* Begin COLLECTED MATERIAL *

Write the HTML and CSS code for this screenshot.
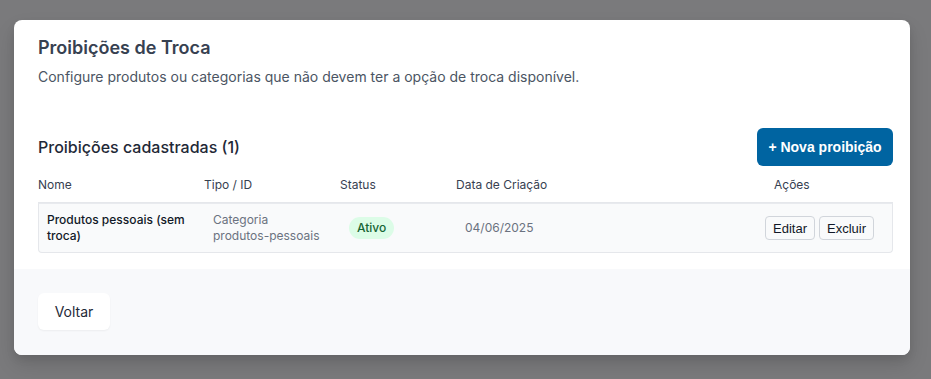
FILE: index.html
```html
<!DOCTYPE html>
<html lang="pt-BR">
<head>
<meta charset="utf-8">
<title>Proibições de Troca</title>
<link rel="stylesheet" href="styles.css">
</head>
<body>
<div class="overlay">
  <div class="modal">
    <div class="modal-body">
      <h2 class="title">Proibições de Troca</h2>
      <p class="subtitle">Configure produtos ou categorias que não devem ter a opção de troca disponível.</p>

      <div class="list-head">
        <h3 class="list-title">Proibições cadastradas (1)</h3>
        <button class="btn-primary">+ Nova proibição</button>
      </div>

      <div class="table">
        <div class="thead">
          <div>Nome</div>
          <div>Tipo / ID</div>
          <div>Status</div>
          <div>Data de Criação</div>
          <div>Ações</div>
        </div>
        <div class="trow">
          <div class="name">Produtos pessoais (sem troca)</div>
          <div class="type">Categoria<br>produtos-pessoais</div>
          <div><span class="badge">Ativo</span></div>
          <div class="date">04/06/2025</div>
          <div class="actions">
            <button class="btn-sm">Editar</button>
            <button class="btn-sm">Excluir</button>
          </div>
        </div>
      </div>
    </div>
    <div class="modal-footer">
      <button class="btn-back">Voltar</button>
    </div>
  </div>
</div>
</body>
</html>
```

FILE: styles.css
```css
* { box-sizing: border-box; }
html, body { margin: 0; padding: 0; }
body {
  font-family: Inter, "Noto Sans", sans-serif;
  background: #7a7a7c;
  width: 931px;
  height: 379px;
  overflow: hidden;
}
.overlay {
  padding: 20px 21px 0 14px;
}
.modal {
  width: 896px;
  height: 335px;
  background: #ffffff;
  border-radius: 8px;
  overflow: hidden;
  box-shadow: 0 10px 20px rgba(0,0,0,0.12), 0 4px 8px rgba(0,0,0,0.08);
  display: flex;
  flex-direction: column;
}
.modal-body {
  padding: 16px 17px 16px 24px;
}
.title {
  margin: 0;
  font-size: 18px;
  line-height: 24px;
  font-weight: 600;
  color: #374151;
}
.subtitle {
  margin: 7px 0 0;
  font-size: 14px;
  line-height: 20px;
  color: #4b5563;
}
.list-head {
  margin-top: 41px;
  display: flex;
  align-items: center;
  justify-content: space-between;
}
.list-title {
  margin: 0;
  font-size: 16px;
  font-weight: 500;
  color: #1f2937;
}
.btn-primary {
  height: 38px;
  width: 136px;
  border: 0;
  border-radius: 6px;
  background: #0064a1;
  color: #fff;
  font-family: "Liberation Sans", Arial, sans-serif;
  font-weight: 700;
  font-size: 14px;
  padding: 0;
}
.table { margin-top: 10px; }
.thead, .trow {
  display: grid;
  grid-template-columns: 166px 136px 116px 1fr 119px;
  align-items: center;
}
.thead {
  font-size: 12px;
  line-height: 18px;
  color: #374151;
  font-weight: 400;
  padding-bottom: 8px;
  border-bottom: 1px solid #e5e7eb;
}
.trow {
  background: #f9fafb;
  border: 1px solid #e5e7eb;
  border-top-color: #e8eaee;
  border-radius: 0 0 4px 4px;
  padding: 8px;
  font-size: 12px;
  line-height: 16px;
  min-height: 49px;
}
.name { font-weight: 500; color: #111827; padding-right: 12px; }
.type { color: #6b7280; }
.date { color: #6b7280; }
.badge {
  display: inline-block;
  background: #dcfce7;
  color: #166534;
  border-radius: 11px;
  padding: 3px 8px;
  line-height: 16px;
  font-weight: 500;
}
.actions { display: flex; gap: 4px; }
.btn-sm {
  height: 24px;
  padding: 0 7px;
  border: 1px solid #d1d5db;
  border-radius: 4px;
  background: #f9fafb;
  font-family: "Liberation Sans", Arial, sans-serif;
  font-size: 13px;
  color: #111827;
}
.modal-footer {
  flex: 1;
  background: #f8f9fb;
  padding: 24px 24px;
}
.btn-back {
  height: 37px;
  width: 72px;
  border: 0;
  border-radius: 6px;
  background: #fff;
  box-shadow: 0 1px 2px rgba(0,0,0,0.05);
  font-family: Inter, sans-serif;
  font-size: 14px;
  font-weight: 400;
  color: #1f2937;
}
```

* End COLLECTED MATERIAL *

**TO BE DONE**: Restate the whole listing above exactly, please, omitting every image.

**FULL SOLUTION**:
Write the HTML and CSS code for this screenshot.
FILE: index.html
```html
<!DOCTYPE html>
<html lang="pt-BR">
<head>
<meta charset="utf-8">
<title>Proibições de Troca</title>
<link rel="stylesheet" href="styles.css">
</head>
<body>
<div class="overlay">
  <div class="modal">
    <div class="modal-body">
      <h2 class="title">Proibições de Troca</h2>
      <p class="subtitle">Configure produtos ou categorias que não devem ter a opção de troca disponível.</p>

      <div class="list-head">
        <h3 class="list-title">Proibições cadastradas (1)</h3>
        <button class="btn-primary">+ Nova proibição</button>
      </div>

      <div class="table">
        <div class="thead">
          <div>Nome</div>
          <div>Tipo / ID</div>
          <div>Status</div>
          <div>Data de Criação</div>
          <div>Ações</div>
        </div>
        <div class="trow">
          <div class="name">Produtos pessoais (sem troca)</div>
          <div class="type">Categoria<br>produtos-pessoais</div>
          <div><span class="badge">Ativo</span></div>
          <div class="date">04/06/2025</div>
          <div class="actions">
            <button class="btn-sm">Editar</button>
            <button class="btn-sm">Excluir</button>
          </div>
        </div>
      </div>
    </div>
    <div class="modal-footer">
      <button class="btn-back">Voltar</button>
    </div>
  </div>
</div>
</body>
</html>
```

FILE: styles.css
```css
* { box-sizing: border-box; }
html, body { margin: 0; padding: 0; }
body {
  font-family: Inter, "Noto Sans", sans-serif;
  background: #7a7a7c;
  width: 931px;
  height: 379px;
  overflow: hidden;
}
.overlay {
  padding: 20px 21px 0 14px;
}
.modal {
  width: 896px;
  height: 335px;
  background: #ffffff;
  border-radius: 8px;
  overflow: hidden;
  box-shadow: 0 10px 20px rgba(0,0,0,0.12), 0 4px 8px rgba(0,0,0,0.08);
  display: flex;
  flex-direction: column;
}
.modal-body {
  padding: 16px 17px 16px 24px;
}
.title {
  margin: 0;
  font-size: 18px;
  line-height: 24px;
  font-weight: 600;
  color: #374151;
}
.subtitle {
  margin: 7px 0 0;
  font-size: 14px;
  line-height: 20px;
  color: #4b5563;
}
.list-head {
  margin-top: 41px;
  display: flex;
  align-items: center;
  justify-content: space-between;
}
.list-title {
  margin: 0;
  font-size: 16px;
  font-weight: 500;
  color: #1f2937;
}
.btn-primary {
  height: 38px;
  width: 136px;
  border: 0;
  border-radius: 6px;
  background: #0064a1;
  color: #fff;
  font-family: "Liberation Sans", Arial, sans-serif;
  font-weight: 700;
  font-size: 14px;
  padding: 0;
}
.table { margin-top: 10px; }
.thead, .trow {
  display: grid;
  grid-template-columns: 166px 136px 116px 1fr 119px;
  align-items: center;
}
.thead {
  font-size: 12px;
  line-height: 18px;
  color: #374151;
  font-weight: 400;
  padding-bottom: 8px;
  border-bottom: 1px solid #e5e7eb;
}
.trow {
  background: #f9fafb;
  border: 1px solid #e5e7eb;
  border-top-color: #e8eaee;
  border-radius: 0 0 4px 4px;
  padding: 8px;
  font-size: 12px;
  line-height: 16px;
  min-height: 49px;
}
.name { font-weight: 500; color: #111827; padding-right: 12px; }
.type { color: #6b7280; }
.date { color: #6b7280; }
.badge {
  display: inline-block;
  background: #dcfce7;
  color: #166534;
  border-radius: 11px;
  padding: 3px 8px;
  line-height: 16px;
  font-weight: 500;
}
.actions { display: flex; gap: 4px; }
.btn-sm {
  height: 24px;
  padding: 0 7px;
  border: 1px solid #d1d5db;
  border-radius: 4px;
  background: #f9fafb;
  font-family: "Liberation Sans", Arial, sans-serif;
  font-size: 13px;
  color: #111827;
}
.modal-footer {
  flex: 1;
  background: #f8f9fb;
  padding: 24px 24px;
}
.btn-back {
  height: 37px;
  width: 72px;
  border: 0;
  border-radius: 6px;
  background: #fff;
  box-shadow: 0 1px 2px rgba(0,0,0,0.05);
  font-family: Inter, sans-serif;
  font-size: 14px;
  font-weight: 400;
  color: #1f2937;
}
```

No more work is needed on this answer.